Em El Salvador, onde uma proibição total do aborto leva a suspeitar imediatamente das mulheres cuja gravidez não acaba com uma criança saudável, Teodora foi marcada como criminosa depois que começou a sangrar e deu à luz a um filho natimorto. Condenada a 30 anos de prisão por homicídio agravado, ela só foi solta depois que a Suprema Corte determinou que não havia provas suficientes para mostrar que ela matara o filho.

“Chegou o momento de falar, chegou o momento de agir”, disse Teodora, que na prisão foi a porta-voz de um grupo de 24 mulheres acusadas deste mesmo crime. “Na situação em que nos encontramos, dentro de alguns anos será crime ser mulher em El Salvador”.

Enquanto a América Latina começa lentamente a acabar com as restrições ao aborto, seis pequenos países mantiveram uma proibição total, inclusive em casos em que a vida da mãe estava em risco.
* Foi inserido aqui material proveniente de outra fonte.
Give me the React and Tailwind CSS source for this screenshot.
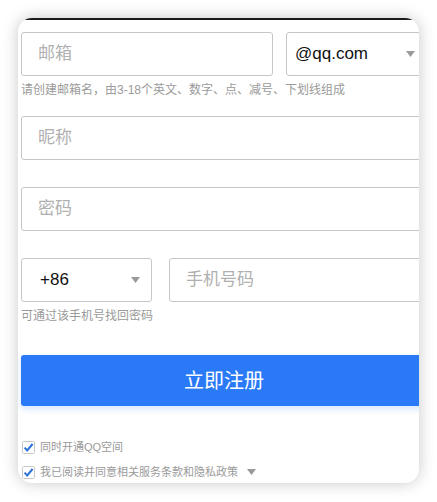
import React from "react";

const font = { fontFamily: '"Liberation Sans", Arial, "Noto Sans CJK SC", sans-serif' };

function Arrow({ className }) {
    return (
        <svg width="9" height="6" viewBox="0 0 9 6" className={className}>
            <path d="M0 0 L9 0 L4.5 6 Z" fill="#9a9a9a" />
        </svg>
    );
}

function Check() {
    return (
        <svg width="13" height="13" viewBox="0 0 13 13" className="shrink-0">
            <rect x="0.5" y="0.5" width="12" height="12" rx="1" fill="#fff" stroke="#c9c9c9" />
            <path d="M2.6 6.6 L5.2 9.4 L10.6 3" fill="none" stroke="#2b73d8" strokeWidth="2" />
        </svg>
    );
}

export default function App() {
    return (
        <div className="min-h-screen bg-white pt-[18px] pl-[18px]" style={font}>
            <div className="w-[401px] h-[465px] rounded-[14px] overflow-hidden bg-white shadow-[0_0_16px_rgba(0,0,0,0.22)]">
                <div className="h-[2px] bg-[#1c1c1c]" />
                <div className="pl-[3px] w-[409px]">
                    <div className="mt-[12px] flex gap-[13px] h-[44px]">
                        <div className="w-[252px] border border-[#c6c6c6] rounded-[3px] flex items-center pl-[16px] text-[17px] text-[#b0b0b0]">
                            邮箱
                        </div>
                        <div className="w-[141px] border border-[#c6c6c6] rounded-[3px] flex items-center justify-between pl-[8px] pr-[11px] text-[17px] text-[#111]">
                            <span>@qq.com</span>
                            <Arrow />
                        </div>
                    </div>
                    <p className="mt-[6px] h-[16px] leading-[16px] text-[12px] text-[#9a9a9a]">
                        请创建邮箱名，由3-18个英文、数字、点、减号、下划线组成
                    </p>

                    <div className="mt-[18px] h-[44px] border border-[#c6c6c6] rounded-[3px] flex items-center pl-[16px] text-[17px] text-[#b0b0b0]">
                        昵称
                    </div>

                    <div className="mt-[27px] h-[44px] border border-[#c6c6c6] rounded-[3px] flex items-center pl-[16px] text-[17px] text-[#b0b0b0]">
                        密码
                    </div>

                    <div className="mt-[27px] flex gap-[17px] h-[44px]">
                        <div className="w-[131px] border border-[#c6c6c6] rounded-[3px] flex items-center justify-between pl-[18px] pr-[11px] text-[17px] text-[#111]">
                            <span>+86</span>
                            <Arrow />
                        </div>
                        <div className="flex-1 border border-[#c6c6c6] rounded-[3px] flex items-center pl-[16px] text-[17px] text-[#b0b0b0]">
                            手机号码
                        </div>
                    </div>
                    <p className="mt-[6px] h-[16px] leading-[16px] text-[12px] text-[#9a9a9a]">
                        可通过该手机号找回密码
                    </p>

                    <button className="mt-[31px] w-full h-[51px] rounded-[3px] bg-[#2a7af8] text-white text-[20px] shadow-[0_3px_6px_rgba(42,122,248,0.2)]">
                        立即注册
                    </button>

                    <div className="mt-[33px] flex items-center gap-[5px] h-[16px] pl-[1px] text-[11px] text-[#9a9a9a]">
                        <Check />
                        <span>同时开通QQ空间</span>
                    </div>
                    <div className="mt-[9px] flex items-center gap-[5px] h-[16px] pl-[1px] text-[11px] text-[#9a9a9a]">
                        <Check />
                        <span>我已阅读并同意相关服务条款和隐私政策</span>
                        <Arrow className="ml-[4px]" />
                    </div>
                </div>
            </div>
        </div>
    );
}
E nenhum outro país aplica esta proibição com o mesmo zelo de El Salvador.

Entretanto, agora, grupos que defendem os direitos da mulher e seus aliados no Congresso acreditam que elas podem dispor dos votos necessários para a aprovação do aborto em determinadas circunstâncias. Foram apresentados dois projetos de lei abrindo o debate sobre a questão pela primeira vez desde que a proibição total passou, há vinte anos.

O Ministério da Saúde de El Salvador é favorável à mudança da legislação, e os médicos começaram a se manifestar afirmando que a proibição os deixa de mãos atadas nos casos de gravidez de risco. As organizações internacionais consideram a proibição uma violação dos direitos das mulheres, e o Chile, que abrandou a lei em agosto, estabeleceu um importante exemplo.

“Há um amplo espectro de casos duvidosos, e nós precisamos manter o diálogo a este respeito”, disse Johnny Wright Sol, um parlamentar que rompeu com o partido de direita Arena, no ano passado, e propôs um projeto de lei que permite o aborto quando a saúde da mãe está em risco ou no caso de uma menor que foi estuprada.

Um projeto separado ampliaria as exceções à proibição incluindo o aborto em todos os casos de estupro e os que envolvem um feto inviável. Os defensores esperam levar a questão à votação antes do final de abril, e antes da posse da nova Assembleia, mais conservadora, que foi eleita no mês passado.

Teodora, 34, trabalhava na lanchonete de uma escola quando teve uma hemorragia e pediu assistência médica antes de perder os sentidos e dar à luz a uma criança morta. Inicialmente, os promotores a acusaram de ter feito um aborto e depois mudaram a acusação para homicídio agravado. Ela nunca pôde falar com o seu defensor público.

Foi solta em fevereiro, depois que a Suprema Corte comutou a sua sentença.

Quatro semanas mais tarde, Maira Figueroa Marroquín deixou Llopango depois que o governo comutou sua sentença de 30 anos. Em 2003, quando ela trabalhava como camareira e tinha 19 anos, Maria teve uma hemorragia no trabalho, perto do final da gravidez e, como Teodora, foi acusada primeiramente de ter feito um aborto e, depois, de homicídio agravado, segundo o Grupo de Cidadãos. Ficou presa quase 15 anos.

Os ativistas que se opõem ao relaxamento da proibição começaram sua própria campanha, afirmando que a redução da mortalidade materna de El Salvador mostra que os médicos podem tratar da gravidez de alto risco sem levantar a proibição.

Mas a ministra da Saúde, a dra. Violeta Menjivar, disse que, entre 2011 e 2015, 13 mulheres morreram de gravidez ectópica, em que o embrião se desenvolve fora do útero sem nenhuma possibilidade de sobrevivência. Outras 36 morreram no mesmo período, quando as doenças crônicas de que sofriam se agravaram por causa da gravidez. A dra. Victoria Ramírez, ginecologista que apoia uma mudança da lei, afirmou ter tratado recentemente de uma menina pobre, com retardo mental, que fora estuprada e buscara assistência com uma gravidez de alto risco. A criança prematura terá graves problemas de desenvolvimento e não poderá contar com qualquer recurso para tratamento, disse a médica.

“Quando uma mulher está grávida, ela perde todos os seus direitos”, observou a Dra. Ramírez, “porque o bebê tem mais direitos do que ela”.